#### Material ####

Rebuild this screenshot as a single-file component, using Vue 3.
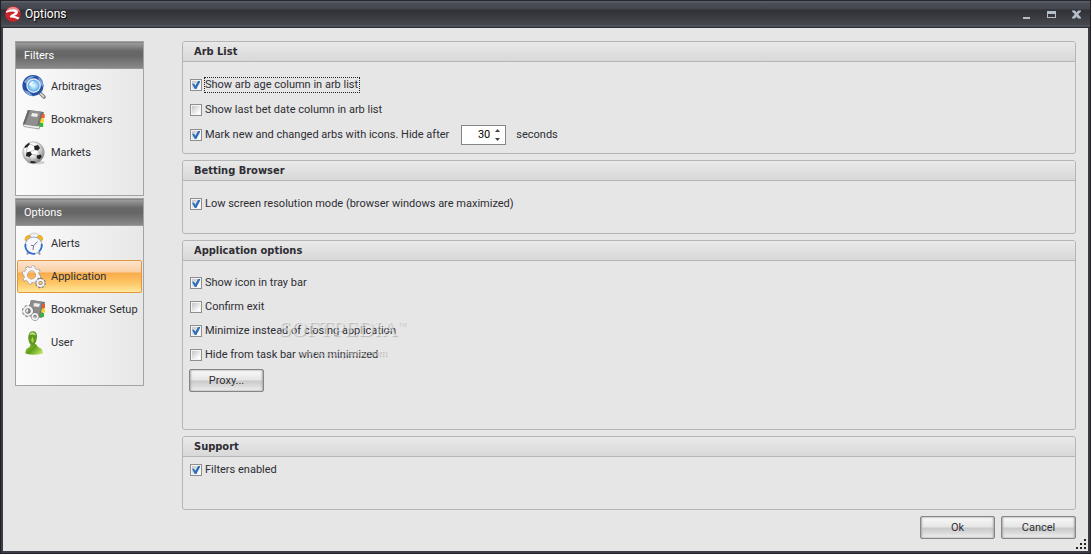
<script setup>
import { ref, reactive } from 'vue'

const sections = [
  {
    title: 'Filters',
    items: [
      { name: 'Arbitrages', icon: 'search' },
      { name: 'Bookmakers', icon: 'book' },
      { name: 'Markets', icon: 'ball' },
    ],
  },
  {
    title: 'Options',
    items: [
      { name: 'Alerts', icon: 'clock' },
      { name: 'Application', icon: 'gears' },
      { name: 'Bookmaker Setup', icon: 'setup' },
      { name: 'User', icon: 'user' },
    ],
  },
]

const active = ref('Application')

const opts = reactive({
  ageColumn: true,
  betDateColumn: false,
  markNew: true,
  hideAfter: 30,
  lowRes: true,
  trayIcon: true,
  confirmExit: false,
  minimize: true,
  hideFromTaskBar: false,
  filters: true,
})

const appOptions = [
  { key: 'trayIcon', label: 'Show icon in tray bar' },
  { key: 'confirmExit', label: 'Confirm exit' },
  { key: 'minimize', label: 'Minimize instead of closing application' },
  { key: 'hideFromTaskBar', label: 'Hide from task bar when minimized' },
]

function step(n) {
  opts.hideAfter = Math.max(0, Number(opts.hideAfter) + n)
}
</script>

<template>
  <div class="window">
    <header class="titlebar">
      <svg class="logo" viewBox="0 0 16 16" aria-hidden="true">
        <circle cx="8" cy="8" r="7.8" fill="#c9252b" />
        <path d="M1 6A7.4 7.4 0 0 1 15 6Q8 1 1 6" fill="#e88b8d" />
        <path d="M1 5.6Q6 2.4 10.4 3.4Q14 4.6 12.6 7.4Q11.4 9.2 9 9.8Q11.6 10.4 14.6 11.8L13 13.4Q9 11.4 5.6 11.6Q4.4 11 5 10Q6.4 8.4 9 7.6Q10.4 6.8 9.6 6Q7.4 4.8 1 6.8Z" fill="#fff" />
      </svg>
      <h1>Options</h1>
      <div class="controls">
        <button type="button" aria-label="Minimize">
          <svg viewBox="0 0 9 9"><path d="M1 7h7v2H1z" fill="#b5bfca" /></svg>
        </button>
        <button type="button" aria-label="Maximize">
          <svg viewBox="0 0 9 9"><path d="M0 1h9v7H0zM1 4v3h7V4z" fill="#b5bfca" fill-rule="evenodd" /></svg>
        </button>
        <button type="button" aria-label="Close">
          <svg viewBox="0 0 9 9"><path d="M0 0.5h3L4.5 2.5 6 .5h3v1L6.2 4.3 9 7.5v1H6L4.5 6.5 3 8.5H0v-1L2.8 4.3 0 1.5z" fill="#b5bfca" /></svg>
        </button>
      </div>
    </header>

    <div class="client">
      <nav class="sidebar">
        <section v-for="s in sections" :key="s.title" class="menu">
          <h2>{{ s.title }}</h2>
          <button
            v-for="item in s.items"
            :key="item.name"
            type="button"
            class="menu-item"
            :class="{ active: active === item.name }"
            @click="active = item.name"
          >
            <svg v-if="item.icon === 'search'" viewBox="0 0 24 24">
              <defs>
                <radialGradient id="lens"><stop offset="0" stop-color="#e8fbff" /><stop offset=".6" stop-color="#8bcdf7" /><stop offset="1" stop-color="#408ce0" /></radialGradient>
              </defs>
              <path d="M16 16L22 22" stroke="#777" stroke-width="3.4" stroke-linecap="round" />
              <path d="M16 16L21.6 21.6" stroke="#ddd" stroke-width="1.6" stroke-linecap="round" />
              <circle cx="11" cy="10.6" r="10.6" fill="#2450a4" />
              <path d="M2 7Q6 0 13 1L8 4L5 9zM16 2Q22 6 21 12L18 9zM2 15Q5 21 11 21L7 17z" fill="#7fa5de" />
              <circle cx="11.6" cy="10.6" r="6.6" fill="url(#lens)" stroke="#dfe8f3" stroke-width="1.4" />
              <path d="M7 10Q8 6 12 6Q10 8 10 11Z" fill="#fff" opacity=".8" />
            </svg>
            <svg v-else-if="item.icon === 'book'" viewBox="0 0 24 24">
              <path d="M6 2L22 4L17 21L1 17Z" fill="#727272" />
              <path d="M6 2L19 3.6L15 18L1 16Z" fill="#8f8f8f" />
              <path d="M6 2L8 2.2L3 16.4L1 16Z" fill="#666" />
              <path d="M1 16L15 18L18 17.4L17 21L2 18.6Z" fill="#eee" stroke="#777" stroke-width=".6" />
              <path d="M10 5L16 5.8L15 9L9 8.2Z" fill="#eee" />
              <path d="M20 6h2.6v4H19z" fill="#f05a28" /><path d="M19 10.4h3v4h-4z" fill="#ffd21f" /><path d="M17.6 15h3.6v4h-4z" fill="#35b93b" />
            </svg>
            <svg v-else-if="item.icon === 'ball'" viewBox="0 0 24 24">
              <defs>
                <radialGradient id="leather" cx=".4" cy=".35" r=".65"><stop offset=".4" stop-color="#fff" /><stop offset="1" stop-color="#888" /></radialGradient>
              </defs>
              <ellipse cx="14" cy="21.5" rx="9" ry="1.8" fill="#ccc" />
              <circle cx="11.5" cy="11.5" r="10.8" fill="url(#leather)" stroke="#999" stroke-width=".5" />
              <path d="M12 5L16 4L18 7L16 9.4L12.6 9ZM4.4 11.4L8.4 10.6L10 13.4L7.4 16L4 15ZM14.8 14.4L18.6 13.4L19.8 15.8L17.6 18.2L14.8 17.2ZM3 5L7 1.8L8 3L5.4 6L2.4 7.2ZM9 20L13 20.4L14 21.8Q11 22.6 8 21.6Z" fill="#222" />
              <path d="M8.4 10.6L12.6 9M10 13.4L14.8 14.4M16 9.4L18.6 13.4M7.4 16L9 20M14.8 17.2L13 20.4M5.4 6L4.4 11.4M8 3L12 5" stroke="#999" stroke-width=".6" />
            </svg>
            <svg v-else-if="item.icon === 'clock'" viewBox="0 0 24 24">
              <path d="M7 4Q11-1 17 3" stroke="#ddd" stroke-width="2" fill="none" />
              <path d="M3 8Q3 3 8 3.6L9.6 6L5 10ZM14.4 5.6L16.6 3.4Q21 3 20.6 8L18 9.6Z" fill="#f6b51f" stroke="#ca861a" stroke-width=".5" />
              <path d="M7 19L5 22.4M16 19L18 22.4" stroke="#999" stroke-width="2" />
              <circle cx="11.6" cy="13.4" r="8.4" fill="#f6f8fa" stroke="#8fa8cc" stroke-width="1" />
              <path d="M3.6 12A8 8 0 0 0 13 21.6M19.6 12A8 8 0 0 1 17 19.4" fill="none" stroke="#2f6cd0" stroke-width="1.8" />
              <path d="M15.6 9.6L11.6 13.6L9 13.4M11.6 13.6L11 18" fill="none" stroke="#667" stroke-width=".9" />
            </svg>
            <svg v-else-if="item.icon === 'gears'" viewBox="0 0 24 24">
              <g fill="none">
                <circle cx="9.5" cy="10" r="7.4" stroke="#868686" stroke-width="4.4" stroke-dasharray="2.9 2.91" />
                <circle cx="9.5" cy="10" r="5.9" stroke="#888" stroke-width="4" />
                <circle cx="9.5" cy="10" r="7.2" stroke="#f6f6f6" stroke-width="3.6" stroke-dasharray="2.5 3.15" stroke-dashoffset="-.2" />
                <circle cx="9.5" cy="10" r="5.9" stroke="#f6f6f6" stroke-width="3" />
                <circle cx="18.5" cy="18" r="4" stroke="#777" stroke-width="2.6" stroke-dasharray="1.7 1.44" />
                <circle cx="18.5" cy="18" r="2.9" stroke="#777" stroke-width="3" />
                <circle cx="18.5" cy="18" r="3.1" stroke="#f4f4f4" stroke-width="2" />
              </g>
            </svg>
            <svg v-else-if="item.icon === 'setup'" viewBox="0 0 24 24">
              <path d="M9 2L23 4L20 20L5 17Z" fill="#777" />
              <path d="M9 2L20 3.8L17 18L5 16Z" fill="#8b8b8b" />
              <path d="M12 5L18 5.8L17 9L11.4 8.2Z" fill="#eee" />
              <path d="M20.4 6h2.6v4h-3z" fill="#f05a28" /><path d="M20 10.4h3v4h-4z" fill="#ffd21f" /><path d="M19 15h3v4h-4z" fill="#35b93b" />
              <g fill="none">
                <circle cx="6" cy="13" r="4.8" stroke="#858585" stroke-width="2.8" stroke-dasharray="2 1.8" />
                <circle cx="6" cy="13" r="3.6" stroke="#777" stroke-width="3.4" />
                <circle cx="6" cy="13" r="3.9" stroke="#f2f2f2" stroke-width="2.4" />
                <circle cx="13" cy="18.6" r="2.7" stroke="#777" stroke-width="3" />
                <circle cx="13" cy="18.6" r="2.7" stroke="#f2f2f2" stroke-width="1.8" />
              </g>
            </svg>
            <svg v-else viewBox="0 0 24 24">
              <defs>
                <linearGradient id="person" x2="1" y2=".6"><stop offset="0" stop-color="#a8d84a" /><stop offset=".5" stop-color="#5f9d18" /><stop offset="1" stop-color="#b0dc58" /></linearGradient>
              </defs>
              <path d="M7.8 14L13.8 13Q15 16 19 17.4Q21 19 20.6 22.4Q12 25 3.4 22.4Q3 17.4 7.8 16Z" fill="url(#person)" />
              <path d="M6.4 5Q7-.2 11.4 .2Q15.4 .8 15 6Q14.6 11 12.6 13.6Q10 15.6 8 13Q5.6 9 6.4 5Z" fill="#60971f" />
              <path d="M7.4 4Q8 1 11 1.4Q13.8 2 13.8 4.4Q10 2.8 7.4 4Z" fill="#c1e385" />
              <path d="M10.6 5.6L11.8 9L11 12L9 9.6Z" fill="#a8d450" />
            </svg>
            <span>{{ item.name }}</span>
          </button>
        </section>
      </nav>

      <main class="content">
        <section class="group arb">
          <h3>Arb List</h3>
          <div class="rows">
            <label class="check focused"><input v-model="opts.ageColumn" type="checkbox"><span>Show arb age column in arb list</span></label>
            <label class="check"><input v-model="opts.betDateColumn" type="checkbox"><span>Show last bet date column in arb list</span></label>
            <div class="inline">
              <label class="check"><input v-model="opts.markNew" type="checkbox"><span>Mark new and changed arbs with icons. Hide after</span></label>
              <div class="spinner">
                <input id="hide-after" v-model="opts.hideAfter" type="text" inputmode="numeric" aria-label="Hide after, seconds">
                <div class="arrows">
                  <button type="button" aria-label="Increase" @click="step(1)"><svg viewBox="0 0 5 3"><path d="M0 3L2.5 0L5 3z" fill="#444" /></svg></button>
                  <button type="button" aria-label="Decrease" @click="step(-1)"><svg viewBox="0 0 5 3"><path d="M0 0L2.5 3L5 0z" fill="#444" /></svg></button>
                </div>
              </div>
              <label for="hide-after">seconds</label>
            </div>
          </div>
        </section>

        <section class="group browser">
          <h3>Betting Browser</h3>
          <div class="rows">
            <label class="check"><input v-model="opts.lowRes" type="checkbox"><span>Low screen resolution mode (browser windows are maximized)</span></label>
          </div>
        </section>

        <section class="group app">
          <h3>Application options</h3>
          <div class="rows">
            <label v-for="o in appOptions" :key="o.key" class="check">
              <input v-model="opts[o.key]" type="checkbox"><span>{{ o.label }}</span>
            </label>
            <button type="button" class="btn">Proxy...</button>
          </div>
          <div class="watermark">
            <div class="mark">SOFTPEDIA<sup>™</sup></div>
            <div class="site">www.softpedia.com</div>
          </div>
        </section>

        <section class="group support">
          <h3>Support</h3>
          <div class="rows">
            <label class="check"><input v-model="opts.filters" type="checkbox"><span>Filters enabled</span></label>
          </div>
        </section>

        <footer class="actions">
          <button type="button" class="btn">Ok</button>
          <button type="button" class="btn">Cancel</button>
        </footer>
      </main>

      <svg class="grip" viewBox="0 0 10 10" aria-hidden="true">
        <path d="M8 0h2v2H8zM4 4h2v2H4zM8 4h2v2H8zM0 8h2v2H0zM4 8h2v2H4zM8 8h2v2H8z" fill="#222" />
      </svg>
    </div>
  </div>
</template>

<style>
body {
  background: #e6e6e6;
}
</style>

<style scoped>
* {
  box-sizing: border-box;
}

.window {
  display: flex;
  flex-direction: column;
  min-height: 100vh;
  padding: 0 2px 2px;
  border: solid #202126;
  border-width: 0 1px 1px;
  background: #3b3d44;
  font: 11px/14px Roboto, Tahoma, sans-serif;
  color: #2d2d33;
}

button,
input {
  font: inherit;
  color: inherit;
  margin: 0;
  padding: 0;
}

button {
  border: 0;
  background: none;
}

h1, h2, h3 {
  margin: 0;
  font-size: inherit;
}

.titlebar {
  display: flex;
  align-items: center;
  height: 28px;
  margin: 0 -2px;
  padding: 0 9px 0 4px;
  background: linear-gradient(#25262b 0 1px, #5c5f68 1px 2px, #4c4e57 3px, #44464f 9px, #303136 10px, #46484f 25px, #5b5d65 26px, #1f2024 28px);
}

.logo {
  width: 16px;
  height: 16px;
}

.titlebar h1 {
  margin-left: 4px;
  font-size: 12px;
  font-weight: 400;
  color: #fff;
  text-shadow: 1px 1px 1px #000;
}

.controls {
  display: flex;
  gap: 16px;
  margin-left: auto;
}

.controls button {
  display: flex;
}

.controls svg {
  width: 9px;
  height: 9px;
}

.client {
  position: relative;
  flex: 1;
  display: flex;
  gap: 38px;
  padding: 13px 12px 12px;
  background: #e6e6e6;
}

.sidebar {
  display: flex;
  flex-direction: column;
  gap: 2px;
  width: 129px;
  flex-shrink: 0;
}

.menu {
  padding-bottom: 26px;
  border: 1px solid #a3a3a3;
  background: linear-gradient(90deg, #fbfbfb, #e7e7e7);
}

.menu h2 {
  height: 27px;
  margin-bottom: 1px;
  padding: 0 8px;
  border-top: 1px solid #858585;
  border-bottom: 1px solid #999;
  background: linear-gradient(#9c9c9c, #686868 8px, #666 13px, #898989);
  font-weight: 400;
  line-height: 26px;
  color: #fff;
}

.menu-item {
  display: flex;
  align-items: center;
  gap: 5px;
  width: calc(100% - 2px);
  height: 33px;
  margin: 0 1px;
  padding: 0 4px;
  border: 1px solid transparent;
  text-align: left;
  white-space: nowrap;
}

.menu-item svg {
  width: 24px;
  height: 24px;
  flex-shrink: 0;
}

.menu-item.active {
  border-color: #e5953a;
  border-radius: 2px;
  background: linear-gradient(#fce4cf, #fbcfa0 11px, #f9ab4b 12px, #fdc665 22px, #ffe79b);
}

.content {
  flex: 1;
  min-width: 0;
  display: flex;
  flex-direction: column;
  gap: 6px;
}

.group {
  position: relative;
  border: 1px solid #b5b5b5;
  border-radius: 3px;
}

.group h3 {
  height: 20px;
  padding: 0 11px;
  border-bottom: 1px solid #b5b5b5;
  border-radius: 2px 2px 0 0;
  background: linear-gradient(#e9e9e9, #d8d8d8);
  font-family: "DejaVu Sans Condensed", Tahoma, sans-serif;
  font-weight: 700;
  line-height: 20px;
}

.rows {
  display: flex;
  flex-direction: column;
  align-items: flex-start;
  padding: 0 6px;
}

.arb .rows {
  gap: 5px;
  padding-top: 13px;
  padding-bottom: 8px;
}

.browser .rows {
  padding-top: 13px;
  padding-bottom: 19px;
}

.app .rows {
  gap: 4px;
  padding-top: 12px;
  padding-bottom: 37px;
}

.support .rows {
  padding-top: 3px;
  padding-bottom: 29px;
}

.check {
  display: flex;
  align-items: center;
  gap: 2px;
  height: 20px;
  padding-left: 1px;
  white-space: nowrap;
}

.check span {
  padding-right: 1px;
  border: 1px dotted transparent;
}

.check.focused span {
  border-color: #222;
}

.check input {
  appearance: none;
  position: relative;
  width: 12px;
  height: 12px;
  border: 1px solid #8e8e8e;
  outline: 1px solid #f4f4f4;
  outline-offset: -2px;
  background: linear-gradient(135deg, #bcbcbc, #fff 80%);
}

.check input:checked::after {
  content: "";
  position: absolute;
  inset: 1px;
  background: #2d6fbd;
  clip-path: polygon(0 35%, 25% 35%, 42% 60%, 75% 0, 100% 0, 100% 12%, 55% 100%, 34% 100%);
}

.inline {
  display: flex;
  align-items: center;
}

.spinner {
  display: flex;
  width: 45px;
  height: 20px;
  margin: 0 10px;
  border: 1px solid #858585;
  background: #fff;
}

.spinner input {
  flex: 1;
  min-width: 0;
  border: 0;
  outline: 0;
  background: none;
  text-align: right;
  color: #000;
}

.arrows {
  display: flex;
  flex-direction: column;
  width: 15px;
}

.arrows button {
  flex: 1;
  display: flex;
  align-items: center;
  justify-content: center;
}

.arrows svg {
  width: 5px;
  height: 3px;
}

.btn {
  width: 75px;
  height: 23px;
  border: 1px solid #858585;
  border-radius: 2px;
  background: linear-gradient(#fafafa, #e5e5e5 10px, #c9c9c9 11px, #dedede 17px, #f4f4f4);
  box-shadow: inset 1px 0 2px #aaa, inset -1px 0 2px #aaa;
}

.actions {
  display: flex;
  justify-content: flex-end;
  gap: 6px;
}

.grip {
  position: absolute;
  right: 2px;
  bottom: 2px;
  width: 10px;
  height: 10px;
}

.watermark {
  position: absolute;
  left: 96px;
  top: 76px;
  font-family: "Liberation Serif", serif;
  color: rgba(245, 245, 245, 0.6);
  text-shadow: 1px 1px 1px rgba(120, 120, 120, 0.45);
  pointer-events: none;
}

.mark {
  font-size: 22px;
  line-height: 24px;
}

.mark sup {
  font-size: 9px;
  line-height: 9px;
}

.site {
  padding-left: 20px;
  font-size: 11px;
  line-height: 22px;
}
</style>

####

Begin at the top of the material above and output each line exactly, stopping after the line that holds "const active = ref('Application')". Leave out pictures.

Rebuild this screenshot as a single-file component, using Vue 3.
<script setup>
import { ref, reactive } from 'vue'

const sections = [
  {
    title: 'Filters',
    items: [
      { name: 'Arbitrages', icon: 'search' },
      { name: 'Bookmakers', icon: 'book' },
      { name: 'Markets', icon: 'ball' },
    ],
  },
  {
    title: 'Options',
    items: [
      { name: 'Alerts', icon: 'clock' },
      { name: 'Application', icon: 'gears' },
      { name: 'Bookmaker Setup', icon: 'setup' },
      { name: 'User', icon: 'user' },
    ],
  },
]

const active = ref('Application')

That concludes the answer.